◆ Required task ◆
Tally the lines containing the word "React" and give the total alone.

----- Data section -----

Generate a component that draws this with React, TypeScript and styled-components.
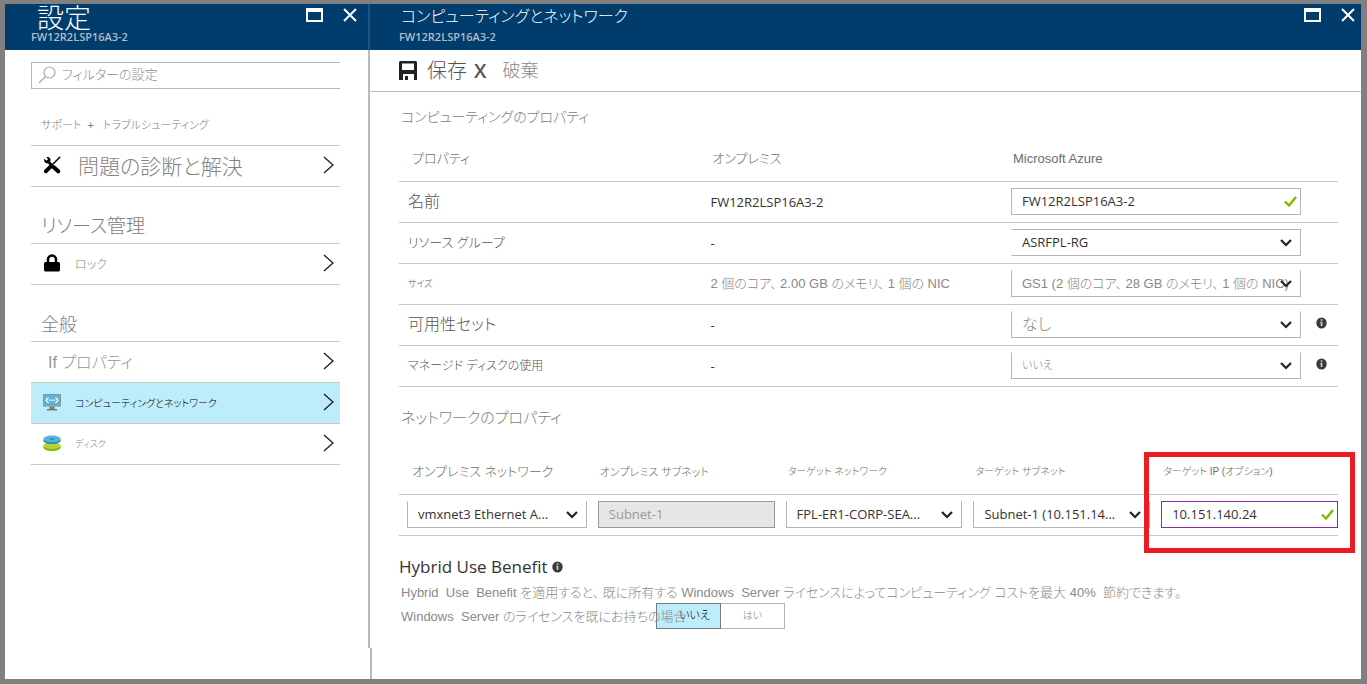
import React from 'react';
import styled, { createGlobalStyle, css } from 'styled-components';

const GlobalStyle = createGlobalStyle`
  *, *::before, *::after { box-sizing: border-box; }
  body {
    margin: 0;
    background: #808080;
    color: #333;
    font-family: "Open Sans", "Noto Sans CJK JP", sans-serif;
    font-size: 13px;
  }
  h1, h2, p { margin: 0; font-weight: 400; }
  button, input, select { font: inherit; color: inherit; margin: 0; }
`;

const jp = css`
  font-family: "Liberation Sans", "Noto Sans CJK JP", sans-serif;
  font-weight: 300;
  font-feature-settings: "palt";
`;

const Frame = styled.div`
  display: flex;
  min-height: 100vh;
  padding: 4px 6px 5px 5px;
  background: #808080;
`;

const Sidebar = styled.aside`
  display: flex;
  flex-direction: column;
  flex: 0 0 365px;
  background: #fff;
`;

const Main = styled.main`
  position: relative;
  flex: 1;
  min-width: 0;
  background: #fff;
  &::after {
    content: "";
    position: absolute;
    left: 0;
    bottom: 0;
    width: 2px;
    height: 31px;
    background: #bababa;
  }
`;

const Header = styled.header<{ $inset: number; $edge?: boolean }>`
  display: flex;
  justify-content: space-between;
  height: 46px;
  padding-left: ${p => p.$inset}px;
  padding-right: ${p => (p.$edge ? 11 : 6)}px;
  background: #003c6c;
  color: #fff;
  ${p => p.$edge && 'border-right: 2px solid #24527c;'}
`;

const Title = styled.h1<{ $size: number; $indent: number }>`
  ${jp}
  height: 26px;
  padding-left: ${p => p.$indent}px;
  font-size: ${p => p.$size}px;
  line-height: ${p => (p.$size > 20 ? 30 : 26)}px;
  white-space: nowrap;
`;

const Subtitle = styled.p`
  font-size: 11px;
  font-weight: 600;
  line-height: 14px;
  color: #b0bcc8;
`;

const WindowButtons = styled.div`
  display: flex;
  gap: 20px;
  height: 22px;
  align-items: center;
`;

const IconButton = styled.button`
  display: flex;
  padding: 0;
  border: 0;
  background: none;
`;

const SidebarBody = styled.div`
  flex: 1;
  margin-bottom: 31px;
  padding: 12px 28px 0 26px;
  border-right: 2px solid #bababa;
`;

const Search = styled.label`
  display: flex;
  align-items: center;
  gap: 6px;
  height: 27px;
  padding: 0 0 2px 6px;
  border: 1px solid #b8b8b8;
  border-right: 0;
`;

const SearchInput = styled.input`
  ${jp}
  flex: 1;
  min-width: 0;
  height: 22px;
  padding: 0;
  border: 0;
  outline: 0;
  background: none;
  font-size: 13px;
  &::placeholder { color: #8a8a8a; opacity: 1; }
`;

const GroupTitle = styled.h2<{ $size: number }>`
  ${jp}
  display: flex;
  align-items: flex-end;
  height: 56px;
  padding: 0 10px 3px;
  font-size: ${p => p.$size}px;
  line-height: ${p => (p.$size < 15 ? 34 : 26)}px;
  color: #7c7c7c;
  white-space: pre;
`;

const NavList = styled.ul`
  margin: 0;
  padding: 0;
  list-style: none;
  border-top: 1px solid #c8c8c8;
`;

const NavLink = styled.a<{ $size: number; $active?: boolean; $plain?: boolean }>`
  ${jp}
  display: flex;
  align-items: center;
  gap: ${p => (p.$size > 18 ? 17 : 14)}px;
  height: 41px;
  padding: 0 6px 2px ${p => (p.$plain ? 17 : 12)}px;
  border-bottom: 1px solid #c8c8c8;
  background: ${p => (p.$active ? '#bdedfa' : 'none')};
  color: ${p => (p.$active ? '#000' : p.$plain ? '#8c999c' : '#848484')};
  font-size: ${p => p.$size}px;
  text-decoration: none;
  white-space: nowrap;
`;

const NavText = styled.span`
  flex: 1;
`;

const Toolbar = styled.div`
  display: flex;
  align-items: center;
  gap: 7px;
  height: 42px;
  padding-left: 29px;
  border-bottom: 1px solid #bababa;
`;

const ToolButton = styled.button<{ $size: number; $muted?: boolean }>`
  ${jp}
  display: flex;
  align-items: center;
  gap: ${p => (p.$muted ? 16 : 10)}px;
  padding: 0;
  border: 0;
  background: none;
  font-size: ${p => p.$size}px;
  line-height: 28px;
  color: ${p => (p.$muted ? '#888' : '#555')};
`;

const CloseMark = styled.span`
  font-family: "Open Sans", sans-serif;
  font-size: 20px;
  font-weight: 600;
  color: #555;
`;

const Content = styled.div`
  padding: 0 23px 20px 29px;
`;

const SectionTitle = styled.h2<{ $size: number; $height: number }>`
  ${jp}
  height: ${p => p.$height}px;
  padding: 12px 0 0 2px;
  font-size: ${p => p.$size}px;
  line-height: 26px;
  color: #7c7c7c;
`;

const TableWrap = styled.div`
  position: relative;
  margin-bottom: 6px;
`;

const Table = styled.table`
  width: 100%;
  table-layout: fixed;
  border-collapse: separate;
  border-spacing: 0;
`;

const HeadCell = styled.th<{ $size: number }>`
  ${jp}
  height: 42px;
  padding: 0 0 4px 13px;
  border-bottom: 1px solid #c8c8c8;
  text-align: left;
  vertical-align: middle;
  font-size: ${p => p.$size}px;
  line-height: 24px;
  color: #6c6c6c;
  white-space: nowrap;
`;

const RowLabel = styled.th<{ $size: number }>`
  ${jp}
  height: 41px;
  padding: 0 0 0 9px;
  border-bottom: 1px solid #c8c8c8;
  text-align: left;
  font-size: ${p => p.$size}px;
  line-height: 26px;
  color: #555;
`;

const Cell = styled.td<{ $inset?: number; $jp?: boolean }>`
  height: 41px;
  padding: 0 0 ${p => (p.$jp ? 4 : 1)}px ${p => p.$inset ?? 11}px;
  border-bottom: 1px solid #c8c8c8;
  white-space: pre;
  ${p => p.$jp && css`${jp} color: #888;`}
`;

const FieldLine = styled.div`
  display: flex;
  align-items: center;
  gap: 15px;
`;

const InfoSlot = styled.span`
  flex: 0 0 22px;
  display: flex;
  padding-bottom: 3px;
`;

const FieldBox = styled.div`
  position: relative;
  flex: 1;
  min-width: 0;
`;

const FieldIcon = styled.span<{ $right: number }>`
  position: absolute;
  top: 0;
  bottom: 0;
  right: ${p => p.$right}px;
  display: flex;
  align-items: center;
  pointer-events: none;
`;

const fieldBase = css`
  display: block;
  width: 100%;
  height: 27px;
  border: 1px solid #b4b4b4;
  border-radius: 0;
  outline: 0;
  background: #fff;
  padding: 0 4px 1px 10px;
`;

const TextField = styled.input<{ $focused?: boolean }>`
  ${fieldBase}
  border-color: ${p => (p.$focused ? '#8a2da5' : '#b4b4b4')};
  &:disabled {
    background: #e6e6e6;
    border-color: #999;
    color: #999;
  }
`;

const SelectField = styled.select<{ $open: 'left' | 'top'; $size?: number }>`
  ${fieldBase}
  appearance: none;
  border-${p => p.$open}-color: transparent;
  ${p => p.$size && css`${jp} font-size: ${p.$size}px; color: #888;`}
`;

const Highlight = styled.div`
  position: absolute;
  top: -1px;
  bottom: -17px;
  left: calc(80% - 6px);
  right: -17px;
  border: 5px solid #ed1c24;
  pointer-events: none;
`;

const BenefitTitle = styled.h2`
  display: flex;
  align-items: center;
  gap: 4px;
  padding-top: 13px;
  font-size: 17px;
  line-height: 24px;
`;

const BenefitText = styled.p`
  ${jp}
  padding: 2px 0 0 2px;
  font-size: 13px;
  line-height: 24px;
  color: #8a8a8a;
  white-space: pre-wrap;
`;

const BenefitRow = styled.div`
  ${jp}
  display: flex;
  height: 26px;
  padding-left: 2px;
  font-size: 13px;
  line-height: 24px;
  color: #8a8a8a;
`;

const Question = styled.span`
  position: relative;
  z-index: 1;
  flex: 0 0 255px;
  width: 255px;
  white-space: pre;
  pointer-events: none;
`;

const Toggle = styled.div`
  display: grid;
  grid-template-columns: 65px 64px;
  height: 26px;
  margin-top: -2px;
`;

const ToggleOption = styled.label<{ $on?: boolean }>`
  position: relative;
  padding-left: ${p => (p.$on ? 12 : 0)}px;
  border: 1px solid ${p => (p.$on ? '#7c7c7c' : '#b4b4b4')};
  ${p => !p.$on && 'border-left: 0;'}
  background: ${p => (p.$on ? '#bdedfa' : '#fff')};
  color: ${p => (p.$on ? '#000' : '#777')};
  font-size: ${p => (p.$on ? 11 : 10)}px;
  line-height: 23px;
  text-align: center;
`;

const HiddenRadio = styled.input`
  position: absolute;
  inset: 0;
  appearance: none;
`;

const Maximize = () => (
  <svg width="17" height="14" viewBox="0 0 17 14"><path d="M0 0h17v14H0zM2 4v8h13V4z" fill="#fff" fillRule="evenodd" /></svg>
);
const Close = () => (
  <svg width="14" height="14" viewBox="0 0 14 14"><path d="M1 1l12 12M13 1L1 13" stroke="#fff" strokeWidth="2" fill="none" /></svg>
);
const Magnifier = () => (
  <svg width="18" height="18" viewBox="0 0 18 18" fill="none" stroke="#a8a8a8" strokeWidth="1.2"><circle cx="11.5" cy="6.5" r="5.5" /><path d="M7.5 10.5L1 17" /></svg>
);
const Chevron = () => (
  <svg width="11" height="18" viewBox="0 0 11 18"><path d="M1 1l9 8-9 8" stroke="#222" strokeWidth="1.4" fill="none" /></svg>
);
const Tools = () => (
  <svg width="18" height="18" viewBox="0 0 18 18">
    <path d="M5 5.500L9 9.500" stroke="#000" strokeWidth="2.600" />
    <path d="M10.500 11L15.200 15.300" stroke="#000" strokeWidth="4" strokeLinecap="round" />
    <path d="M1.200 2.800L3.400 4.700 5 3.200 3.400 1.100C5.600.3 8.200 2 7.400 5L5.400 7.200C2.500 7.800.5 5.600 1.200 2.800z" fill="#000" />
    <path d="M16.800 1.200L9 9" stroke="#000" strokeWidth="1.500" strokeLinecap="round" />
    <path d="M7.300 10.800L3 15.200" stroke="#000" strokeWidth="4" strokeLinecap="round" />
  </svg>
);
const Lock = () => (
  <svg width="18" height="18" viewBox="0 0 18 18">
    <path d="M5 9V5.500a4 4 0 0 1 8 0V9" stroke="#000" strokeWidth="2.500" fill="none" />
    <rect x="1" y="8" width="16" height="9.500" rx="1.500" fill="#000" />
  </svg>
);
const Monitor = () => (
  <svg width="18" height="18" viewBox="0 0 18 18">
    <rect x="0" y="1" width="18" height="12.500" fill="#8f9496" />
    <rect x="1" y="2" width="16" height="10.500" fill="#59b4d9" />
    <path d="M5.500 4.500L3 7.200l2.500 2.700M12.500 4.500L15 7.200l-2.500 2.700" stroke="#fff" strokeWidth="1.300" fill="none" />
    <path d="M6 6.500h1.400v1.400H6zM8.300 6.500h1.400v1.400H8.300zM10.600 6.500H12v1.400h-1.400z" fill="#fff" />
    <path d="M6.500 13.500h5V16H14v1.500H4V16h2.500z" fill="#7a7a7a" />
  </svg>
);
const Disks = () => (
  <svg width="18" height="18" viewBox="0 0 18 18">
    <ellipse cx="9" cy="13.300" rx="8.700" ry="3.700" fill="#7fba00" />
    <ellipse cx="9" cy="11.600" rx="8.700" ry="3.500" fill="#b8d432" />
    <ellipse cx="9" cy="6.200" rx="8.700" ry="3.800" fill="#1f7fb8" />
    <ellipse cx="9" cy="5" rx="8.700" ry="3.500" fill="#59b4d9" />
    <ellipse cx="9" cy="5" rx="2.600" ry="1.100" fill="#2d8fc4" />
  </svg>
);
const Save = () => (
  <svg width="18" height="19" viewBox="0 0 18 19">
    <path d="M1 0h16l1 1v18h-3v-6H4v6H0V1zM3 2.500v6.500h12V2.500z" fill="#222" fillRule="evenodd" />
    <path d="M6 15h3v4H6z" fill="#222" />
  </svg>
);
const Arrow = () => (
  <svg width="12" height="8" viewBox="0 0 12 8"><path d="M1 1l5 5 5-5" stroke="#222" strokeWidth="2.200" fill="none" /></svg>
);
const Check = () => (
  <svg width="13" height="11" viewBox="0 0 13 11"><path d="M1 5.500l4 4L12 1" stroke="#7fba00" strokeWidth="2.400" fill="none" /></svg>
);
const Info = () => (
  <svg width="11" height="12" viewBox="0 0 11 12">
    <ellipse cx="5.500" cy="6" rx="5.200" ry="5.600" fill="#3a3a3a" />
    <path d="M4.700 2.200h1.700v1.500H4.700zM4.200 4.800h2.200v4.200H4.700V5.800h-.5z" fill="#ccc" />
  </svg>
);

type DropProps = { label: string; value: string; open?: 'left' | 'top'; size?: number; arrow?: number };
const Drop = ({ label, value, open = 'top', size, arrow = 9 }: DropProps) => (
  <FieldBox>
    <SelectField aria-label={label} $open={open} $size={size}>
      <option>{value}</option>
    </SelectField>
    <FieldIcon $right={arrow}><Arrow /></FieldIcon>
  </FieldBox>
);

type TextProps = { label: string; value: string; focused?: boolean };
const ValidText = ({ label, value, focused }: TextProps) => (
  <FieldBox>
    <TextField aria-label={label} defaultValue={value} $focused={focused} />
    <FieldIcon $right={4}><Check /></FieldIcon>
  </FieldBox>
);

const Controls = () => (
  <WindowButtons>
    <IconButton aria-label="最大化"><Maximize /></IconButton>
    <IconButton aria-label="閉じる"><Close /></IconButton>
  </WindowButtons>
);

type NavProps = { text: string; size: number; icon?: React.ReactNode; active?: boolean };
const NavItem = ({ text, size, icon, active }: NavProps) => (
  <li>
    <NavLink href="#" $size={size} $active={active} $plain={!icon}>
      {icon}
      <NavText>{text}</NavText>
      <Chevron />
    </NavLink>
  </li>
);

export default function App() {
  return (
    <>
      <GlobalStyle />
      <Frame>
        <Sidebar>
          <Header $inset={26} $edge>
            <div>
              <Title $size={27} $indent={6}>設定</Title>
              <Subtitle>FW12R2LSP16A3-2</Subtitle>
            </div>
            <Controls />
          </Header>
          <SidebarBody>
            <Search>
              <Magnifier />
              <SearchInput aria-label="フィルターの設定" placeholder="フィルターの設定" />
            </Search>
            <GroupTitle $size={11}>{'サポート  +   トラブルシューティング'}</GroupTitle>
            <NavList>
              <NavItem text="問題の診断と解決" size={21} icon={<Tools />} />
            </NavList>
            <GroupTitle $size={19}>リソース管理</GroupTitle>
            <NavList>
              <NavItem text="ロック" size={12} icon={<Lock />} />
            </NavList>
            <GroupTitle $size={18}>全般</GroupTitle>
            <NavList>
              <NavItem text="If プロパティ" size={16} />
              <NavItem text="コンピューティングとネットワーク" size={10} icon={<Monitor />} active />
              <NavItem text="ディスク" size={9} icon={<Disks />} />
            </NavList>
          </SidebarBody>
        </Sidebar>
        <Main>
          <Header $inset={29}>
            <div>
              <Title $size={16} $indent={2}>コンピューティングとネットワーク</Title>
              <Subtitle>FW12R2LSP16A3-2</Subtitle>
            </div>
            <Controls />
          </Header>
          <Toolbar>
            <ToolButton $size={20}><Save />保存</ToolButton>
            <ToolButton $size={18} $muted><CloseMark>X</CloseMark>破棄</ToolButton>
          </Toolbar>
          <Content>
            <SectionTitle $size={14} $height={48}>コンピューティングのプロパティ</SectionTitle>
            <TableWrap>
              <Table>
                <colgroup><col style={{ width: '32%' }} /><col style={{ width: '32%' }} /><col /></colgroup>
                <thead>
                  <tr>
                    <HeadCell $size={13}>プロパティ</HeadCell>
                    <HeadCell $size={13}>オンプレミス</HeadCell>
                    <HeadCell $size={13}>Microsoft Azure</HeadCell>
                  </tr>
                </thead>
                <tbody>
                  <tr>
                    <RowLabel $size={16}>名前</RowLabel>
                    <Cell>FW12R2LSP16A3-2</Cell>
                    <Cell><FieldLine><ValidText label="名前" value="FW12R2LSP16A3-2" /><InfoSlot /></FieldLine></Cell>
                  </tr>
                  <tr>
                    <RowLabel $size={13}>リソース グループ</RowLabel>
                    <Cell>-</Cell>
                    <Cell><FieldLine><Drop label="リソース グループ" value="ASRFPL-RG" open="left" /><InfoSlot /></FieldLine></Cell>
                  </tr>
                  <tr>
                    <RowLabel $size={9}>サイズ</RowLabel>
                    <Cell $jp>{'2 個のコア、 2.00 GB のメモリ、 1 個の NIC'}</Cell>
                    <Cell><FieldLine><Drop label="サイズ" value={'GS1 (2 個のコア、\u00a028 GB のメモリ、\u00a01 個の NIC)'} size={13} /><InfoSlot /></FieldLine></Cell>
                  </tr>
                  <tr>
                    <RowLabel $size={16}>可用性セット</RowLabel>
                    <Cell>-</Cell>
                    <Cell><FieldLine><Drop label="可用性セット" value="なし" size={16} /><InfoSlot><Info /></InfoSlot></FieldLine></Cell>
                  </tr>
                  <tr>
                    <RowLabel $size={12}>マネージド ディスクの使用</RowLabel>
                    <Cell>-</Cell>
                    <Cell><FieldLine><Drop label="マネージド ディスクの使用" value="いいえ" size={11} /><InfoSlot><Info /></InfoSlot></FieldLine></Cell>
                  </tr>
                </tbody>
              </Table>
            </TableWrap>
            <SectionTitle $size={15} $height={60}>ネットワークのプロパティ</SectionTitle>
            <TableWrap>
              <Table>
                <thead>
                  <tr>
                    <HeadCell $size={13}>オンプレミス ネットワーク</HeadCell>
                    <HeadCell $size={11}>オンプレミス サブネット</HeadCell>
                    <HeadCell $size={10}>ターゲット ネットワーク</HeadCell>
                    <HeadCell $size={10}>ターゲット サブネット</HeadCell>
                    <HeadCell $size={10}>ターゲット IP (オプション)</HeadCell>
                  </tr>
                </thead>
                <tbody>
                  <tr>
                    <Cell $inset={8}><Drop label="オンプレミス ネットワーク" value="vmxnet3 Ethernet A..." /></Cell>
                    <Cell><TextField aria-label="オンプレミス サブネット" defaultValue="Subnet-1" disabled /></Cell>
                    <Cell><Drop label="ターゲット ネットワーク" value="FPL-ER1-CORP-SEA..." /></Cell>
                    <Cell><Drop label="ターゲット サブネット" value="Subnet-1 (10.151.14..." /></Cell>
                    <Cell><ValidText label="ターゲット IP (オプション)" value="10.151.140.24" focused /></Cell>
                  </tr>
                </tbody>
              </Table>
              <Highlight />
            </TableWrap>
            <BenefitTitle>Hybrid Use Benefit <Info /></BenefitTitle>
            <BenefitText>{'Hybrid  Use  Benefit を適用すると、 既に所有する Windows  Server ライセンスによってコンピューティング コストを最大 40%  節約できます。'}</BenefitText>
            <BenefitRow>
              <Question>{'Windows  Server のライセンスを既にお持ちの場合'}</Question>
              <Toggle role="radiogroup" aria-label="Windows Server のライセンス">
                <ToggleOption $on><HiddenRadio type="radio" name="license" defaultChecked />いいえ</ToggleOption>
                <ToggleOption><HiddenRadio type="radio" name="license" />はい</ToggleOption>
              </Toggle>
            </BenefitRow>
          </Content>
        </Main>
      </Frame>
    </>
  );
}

-----

◆ Output for this task ◆
3